The electronic herd
How Technology Unsettled The Stock Market.
"JP Morgan recently estimated that only 10 percent of trading now consists of people trading with people based on fundamental decisions about company A or company B."
If you know anything about finance, you'll have seen this moment coming. Like peak oil, polar bears or our obsession with plastic, it seems that we're only going to try to figure out what to do about this enormous imbalance and the subsequent risk of world-encompassing catastrophe now that we're dangerously close to being beyond the point of turning back.
Electronic trading has brought billions of dollars of profit to the world's biggest money managers and banks. Those who wrote the algorithms and harvested the electronically-gotten gains over the last 30 years have been ludicrously rewarded. But, potentially, they've also built an Armageddon machine, one that could be more toxic than any other bubble.

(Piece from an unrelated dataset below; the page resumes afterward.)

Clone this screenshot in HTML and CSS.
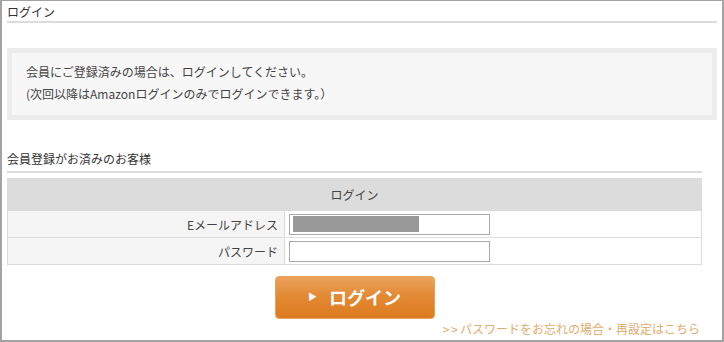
FILE: index.html
```html
<!DOCTYPE html>
<html>
<head>
  <meta charset="utf-8">
  <title>ログイン</title>
  <link rel="stylesheet" href="styles.css">
</head>
<body>
<div class="login-frame">
  <h2 class="login-title">ログイン</h2>

  <div class="login-notice">
    <p>会員にご登録済みの場合は、ログインしてください。</p>
    <p>(次回以降はAmazonログインのみでログインできます。）</p>
  </div>

  <h3 class="login-subtitle">会員登録がお済みのお客様</h3>
  <table class="login-table">
    <tr>
      <th colspan="2" class="login-table-head">ログイン</th>
    </tr>
    <tr>
      <th class="login-label">Eメールアドレス</th>
      <td class="login-value">
        <div class="login-field">
          <input type="text" class="login-input">
          <span class="login-mask"></span>
        </div>
      </td>
    </tr>
    <tr>
      <th class="login-label">パスワード</th>
      <td class="login-value">
        <input type="password" class="login-input">
      </td>
    </tr>
  </table>

  <div class="login-actions">
    <button class="login-btn"><span class="login-btn-arrow">&#9654;</span>ログイン</button>
  </div>
  <div class="login-forgot">
    <a href="#"><span class="login-forgot-arrows">&gt;&gt;</span>パスワードをお忘れの場合・再設定はこちら</a>
  </div>
</div>
</body>
</html>
```

FILE: styles.css
```css
    html, body {
      margin: 0;
      padding: 0;
    }
    body {
      font-family: "Noto Sans CJK JP", "Noto Sans", sans-serif;
      font-size: 12px;
      color: #444;
      background: #fff;
    }
    .login-frame {
      box-sizing: border-box;
      width: 724px;
      height: 342px;
      border: 2px solid #a3a3a3;
      border-top-width: 1px;
      padding: 0 5px;
      overflow: hidden;
    }
    .login-title {
      margin: 0;
      font-size: 12px;
      font-weight: normal;
      line-height: 19px;
      padding-top: 1px;
      color: #333;
      border-bottom: 2px solid #dcdcdc;
    }
    .login-notice {
      margin-top: 25px;
      border: 5px solid #ececec;
      background: #f7f7f7;
      padding: 8px 14px 10px;
    }
    .login-notice p {
      margin: 0;
      line-height: 22px;
    }
    .login-subtitle {
      margin: 28px 15px 0 0;
      font-size: 12px;
      font-weight: normal;
      line-height: 22px;
      padding-bottom: 1px;
      color: #333;
      border-bottom: 2px solid #dcdcdc;
    }
    .login-table {
      margin-top: 5px;
      width: 695px;
      border-collapse: collapse;
    }
    .login-table th,
    .login-table td {
      border: 1px solid #dcdcdc;
      padding: 0;
      font-weight: normal;
    }
    .login-table-head {
      background: #dcdcdc;
      height: 31px;
      text-align: center;
      color: #444;
    }
    .login-label {
      width: 270px;
      background: #f5f5f5;
      text-align: right;
      padding-right: 6px !important;
      height: 26px;
    }
    .login-value {
      background: #fff;
      padding-left: 4px !important;
    }
    .login-field {
      position: relative;
      width: 201px;
      height: 21px;
    }
    .login-input {
      display: block;
      box-sizing: border-box;
      width: 201px;
      height: 21px;
      margin: 0;
      border: 1px solid #aaa;
      background: #fff;
    }
    .login-mask {
      position: absolute;
      left: 4px;
      top: 2px;
      width: 126px;
      height: 16px;
      background: #999;
    }
    .login-actions {
      display: flex;
      justify-content: center;
      width: 695px;
      margin-top: 11px;
    }
    .login-btn {
      box-sizing: border-box;
      width: 160px;
      height: 43px;
      border: 1px solid #e5a262;
      border-radius: 4px;
      background: linear-gradient(to bottom, #eba35c 0%, #e38a34 45%, #dd7b1f 100%);
      color: #fff;
      font-family: "Noto Sans CJK JP", sans-serif;
      font-size: 18px;
      font-weight: bold;
      display: flex;
      align-items: center;
      justify-content: center;
      padding: 0 0 2px 0;
    }
    .login-btn-arrow {
      font-size: 9px;
      margin-right: 12px;
    }
    .login-forgot {
      width: 693px;
      text-align: right;
      margin-top: 1px;
      line-height: 18px;
    }
    .login-forgot a {
      color: #e2ac6c;
      text-decoration: none;
    }
    .login-forgot-arrows {
      letter-spacing: 2px;
    }
```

The problem this time around is that it isn't a sub-section of the market that is facing the implications of electronic trading. It is the entire market, all $30 trillion of it.
And the regulations and systems have no idea what happens when this infinitely-tuned system breaks down. We've seen moments of madness - flash crashes, as they're generously called - but we've yet to see a major correction.
The way these algorithms work relies heavily on momentum. But the momentum that could be generated in a market when these programs begin to get out of sync could be catastrophic. Like a runaway herd of a thousand buffalo, turning them back when they get running downhill will be all-but-impossible for human cowboys.
Most frighteningly, whilst machines now do the trading, it is not their money to trade. It is our money. It is our pensions, savings, mortgages, our futures that are relying on their careful, disciplined management. They have our future in their hands.
As Kabell concludes, "the rise of the machines need not be a threat, but unless we plan for it, the entire financial system is at risk."
The time for planning may well have passed.